In a series of papers Tsirelson constructed from measure types of random sets and generalised random processes a new range of examples for continuous tensor product systems of Hilbert spaces introduced by Arveson for classifying $E_0$-semigroups. This paper establishes the converse: Each continuous tensor product systems of Hilbert spaces comes with measure types of distributions of random (closed) sets in [0,1] or $R_+$. These measure types are stationary and factorise over disjoint intervals. In a special case of this construction, the corresponding measure type is an invariant of the product system and the range of the invariant is characterized.

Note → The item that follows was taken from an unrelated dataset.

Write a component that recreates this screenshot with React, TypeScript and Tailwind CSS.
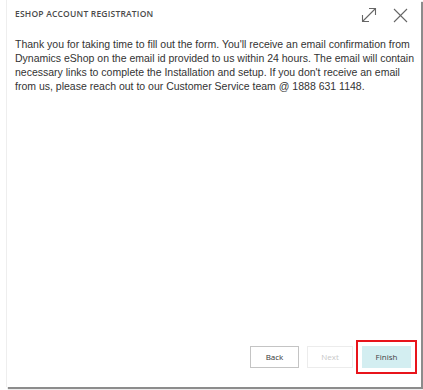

Moreover, based on a detailed study of this kind of measure types, we construct for each stationary factorizing measure type a continuous tensor product systems of Hilbert spaces such that this measure type arises as the before mentioned invariant. The measure types of the above described kind are connected with representations of the corresponding $L^\infty$-spaces. This leads to direct integral representations of the elements of a given product system which combine well under tensor products. Using this structure in a constructive way, we can relate to any (type III) product system a product system of type $II_0$ preserving isomorphy classes. Thus, the classification of type III product systems reduces to that of type II ones. Further, we show that all consistent measurable structures on an algebraic continuous tensor product systems of Hilbert spaces yield isomorphic product systems. Thus the measurable structure of a continuous tensor product systems of Hilbert spaces is essentially determined by its algebraic one.

106 pages